* _OBJECTIVE_
Copy every line of the records below where the word "index" occurs.

* _DATA ROWS_

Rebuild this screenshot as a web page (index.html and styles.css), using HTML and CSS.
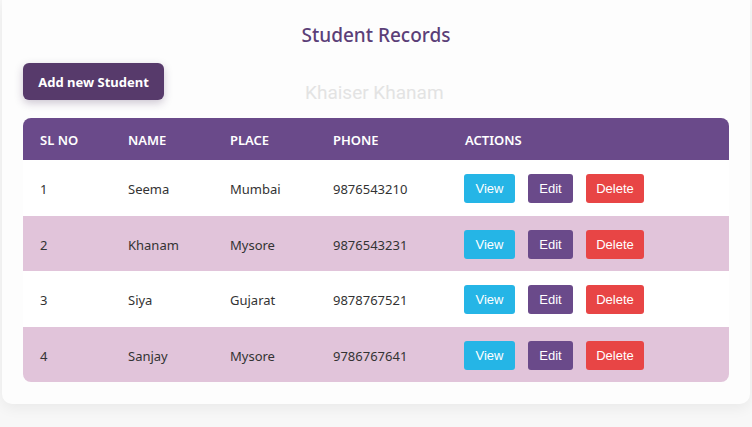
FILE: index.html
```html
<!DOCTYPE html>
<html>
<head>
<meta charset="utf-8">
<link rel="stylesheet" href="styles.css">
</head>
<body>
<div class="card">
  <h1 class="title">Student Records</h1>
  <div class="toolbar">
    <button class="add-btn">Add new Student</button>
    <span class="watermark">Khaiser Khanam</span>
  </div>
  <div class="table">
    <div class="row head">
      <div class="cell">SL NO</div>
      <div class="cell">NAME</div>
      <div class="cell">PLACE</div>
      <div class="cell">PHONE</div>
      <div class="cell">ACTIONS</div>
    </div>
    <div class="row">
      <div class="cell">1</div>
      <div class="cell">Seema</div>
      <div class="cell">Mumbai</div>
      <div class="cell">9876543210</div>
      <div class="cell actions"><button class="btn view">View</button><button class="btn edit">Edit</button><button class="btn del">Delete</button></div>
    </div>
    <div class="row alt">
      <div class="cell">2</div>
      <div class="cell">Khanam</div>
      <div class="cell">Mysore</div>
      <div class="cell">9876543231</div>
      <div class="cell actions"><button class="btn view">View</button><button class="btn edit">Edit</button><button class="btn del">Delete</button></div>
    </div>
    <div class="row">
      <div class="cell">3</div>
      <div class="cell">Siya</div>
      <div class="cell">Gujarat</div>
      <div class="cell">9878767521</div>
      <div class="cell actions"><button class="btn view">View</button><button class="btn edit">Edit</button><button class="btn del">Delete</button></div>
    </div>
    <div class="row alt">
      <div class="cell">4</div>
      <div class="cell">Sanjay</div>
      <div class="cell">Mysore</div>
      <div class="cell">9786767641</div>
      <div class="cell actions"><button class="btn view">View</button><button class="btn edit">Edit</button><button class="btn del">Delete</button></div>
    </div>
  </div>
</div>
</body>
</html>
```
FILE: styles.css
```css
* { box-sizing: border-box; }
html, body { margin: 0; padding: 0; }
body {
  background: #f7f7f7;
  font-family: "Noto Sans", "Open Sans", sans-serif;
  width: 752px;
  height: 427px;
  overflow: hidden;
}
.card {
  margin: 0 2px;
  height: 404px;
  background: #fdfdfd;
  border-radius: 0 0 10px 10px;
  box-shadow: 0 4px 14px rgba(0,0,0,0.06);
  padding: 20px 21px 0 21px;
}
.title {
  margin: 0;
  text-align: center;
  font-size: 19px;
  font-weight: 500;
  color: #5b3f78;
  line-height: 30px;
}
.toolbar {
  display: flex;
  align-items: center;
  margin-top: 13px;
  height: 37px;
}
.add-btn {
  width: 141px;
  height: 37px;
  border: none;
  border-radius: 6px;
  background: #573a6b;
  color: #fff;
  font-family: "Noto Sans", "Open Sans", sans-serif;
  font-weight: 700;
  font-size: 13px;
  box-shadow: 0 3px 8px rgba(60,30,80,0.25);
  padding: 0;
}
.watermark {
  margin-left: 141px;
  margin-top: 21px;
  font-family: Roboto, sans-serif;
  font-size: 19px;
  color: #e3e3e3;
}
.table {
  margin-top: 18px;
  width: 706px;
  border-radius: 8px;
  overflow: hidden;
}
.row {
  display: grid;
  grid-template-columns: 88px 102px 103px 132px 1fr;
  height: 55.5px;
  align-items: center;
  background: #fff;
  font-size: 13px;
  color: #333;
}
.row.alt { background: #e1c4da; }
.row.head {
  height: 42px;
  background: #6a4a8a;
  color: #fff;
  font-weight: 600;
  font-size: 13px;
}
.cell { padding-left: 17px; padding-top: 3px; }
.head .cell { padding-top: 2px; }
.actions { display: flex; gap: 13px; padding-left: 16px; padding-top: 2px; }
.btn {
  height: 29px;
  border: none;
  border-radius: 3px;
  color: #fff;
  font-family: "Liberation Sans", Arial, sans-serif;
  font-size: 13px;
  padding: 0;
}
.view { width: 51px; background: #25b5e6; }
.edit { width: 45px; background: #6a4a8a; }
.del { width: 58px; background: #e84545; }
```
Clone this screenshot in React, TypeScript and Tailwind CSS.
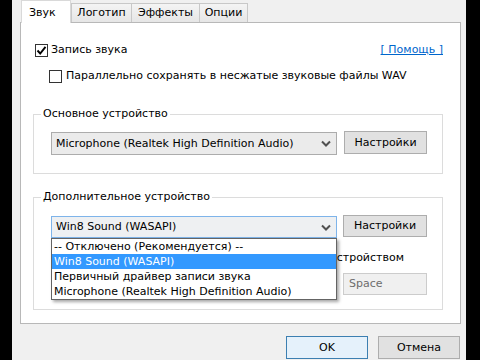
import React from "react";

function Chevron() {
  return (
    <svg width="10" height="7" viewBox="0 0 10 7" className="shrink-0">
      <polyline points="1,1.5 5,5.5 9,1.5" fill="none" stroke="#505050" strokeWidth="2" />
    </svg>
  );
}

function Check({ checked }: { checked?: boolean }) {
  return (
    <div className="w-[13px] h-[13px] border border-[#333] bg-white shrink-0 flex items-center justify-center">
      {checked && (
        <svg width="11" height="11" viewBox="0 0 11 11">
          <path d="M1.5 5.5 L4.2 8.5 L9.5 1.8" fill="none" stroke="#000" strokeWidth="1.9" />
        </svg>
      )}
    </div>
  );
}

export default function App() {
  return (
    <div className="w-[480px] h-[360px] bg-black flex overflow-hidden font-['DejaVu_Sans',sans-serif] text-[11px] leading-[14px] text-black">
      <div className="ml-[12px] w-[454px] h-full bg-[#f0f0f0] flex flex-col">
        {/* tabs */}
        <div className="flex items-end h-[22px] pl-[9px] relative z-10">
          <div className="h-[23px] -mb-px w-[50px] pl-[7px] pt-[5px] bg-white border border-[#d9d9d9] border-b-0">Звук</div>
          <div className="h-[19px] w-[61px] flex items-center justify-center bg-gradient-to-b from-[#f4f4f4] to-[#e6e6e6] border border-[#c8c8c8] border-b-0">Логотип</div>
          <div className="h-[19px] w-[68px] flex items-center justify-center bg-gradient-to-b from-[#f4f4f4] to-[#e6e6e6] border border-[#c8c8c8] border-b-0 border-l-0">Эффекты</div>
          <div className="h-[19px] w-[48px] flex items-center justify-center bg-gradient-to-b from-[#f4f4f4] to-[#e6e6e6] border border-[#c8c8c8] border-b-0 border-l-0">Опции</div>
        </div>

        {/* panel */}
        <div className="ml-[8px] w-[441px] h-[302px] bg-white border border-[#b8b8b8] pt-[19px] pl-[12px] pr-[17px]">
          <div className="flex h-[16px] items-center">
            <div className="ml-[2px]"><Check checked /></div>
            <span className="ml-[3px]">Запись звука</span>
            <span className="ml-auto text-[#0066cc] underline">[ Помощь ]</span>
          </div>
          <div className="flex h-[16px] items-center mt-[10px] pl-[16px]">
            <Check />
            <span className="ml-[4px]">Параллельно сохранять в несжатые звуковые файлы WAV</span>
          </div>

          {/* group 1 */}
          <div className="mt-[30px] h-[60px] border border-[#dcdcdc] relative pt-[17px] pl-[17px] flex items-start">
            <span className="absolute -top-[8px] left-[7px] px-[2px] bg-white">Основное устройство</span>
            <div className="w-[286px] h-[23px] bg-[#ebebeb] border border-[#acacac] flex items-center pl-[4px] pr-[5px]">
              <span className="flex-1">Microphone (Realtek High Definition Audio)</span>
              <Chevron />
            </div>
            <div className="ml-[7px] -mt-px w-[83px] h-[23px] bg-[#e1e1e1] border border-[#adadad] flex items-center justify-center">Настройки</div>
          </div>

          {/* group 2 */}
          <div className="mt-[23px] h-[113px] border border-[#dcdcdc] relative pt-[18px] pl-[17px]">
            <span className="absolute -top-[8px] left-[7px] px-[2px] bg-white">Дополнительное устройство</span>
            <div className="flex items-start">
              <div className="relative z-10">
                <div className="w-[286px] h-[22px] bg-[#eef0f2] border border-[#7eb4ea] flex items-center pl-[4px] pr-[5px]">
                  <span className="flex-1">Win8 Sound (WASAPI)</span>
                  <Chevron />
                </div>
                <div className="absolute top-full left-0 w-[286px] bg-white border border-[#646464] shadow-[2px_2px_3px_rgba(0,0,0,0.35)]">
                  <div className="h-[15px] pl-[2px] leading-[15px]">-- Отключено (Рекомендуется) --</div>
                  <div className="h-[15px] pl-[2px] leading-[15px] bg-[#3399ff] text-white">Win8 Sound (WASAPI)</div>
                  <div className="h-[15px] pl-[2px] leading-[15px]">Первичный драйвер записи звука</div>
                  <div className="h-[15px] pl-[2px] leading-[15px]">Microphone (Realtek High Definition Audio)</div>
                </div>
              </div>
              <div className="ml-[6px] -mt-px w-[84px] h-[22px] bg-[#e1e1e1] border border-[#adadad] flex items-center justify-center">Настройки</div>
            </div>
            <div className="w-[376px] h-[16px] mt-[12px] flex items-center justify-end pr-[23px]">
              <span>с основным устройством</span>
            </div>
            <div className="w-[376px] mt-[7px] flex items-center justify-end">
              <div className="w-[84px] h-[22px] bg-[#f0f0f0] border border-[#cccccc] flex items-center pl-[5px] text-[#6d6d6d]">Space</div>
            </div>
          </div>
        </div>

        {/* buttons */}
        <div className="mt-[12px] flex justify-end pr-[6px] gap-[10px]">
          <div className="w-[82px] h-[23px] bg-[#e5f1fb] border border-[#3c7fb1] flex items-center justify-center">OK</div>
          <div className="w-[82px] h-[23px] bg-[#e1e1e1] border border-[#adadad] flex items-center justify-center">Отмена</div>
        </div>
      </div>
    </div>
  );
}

* _SOLVED PROBLEM_
Rebuild this screenshot as a web page (index.html and styles.css), using HTML and CSS.
FILE: index.html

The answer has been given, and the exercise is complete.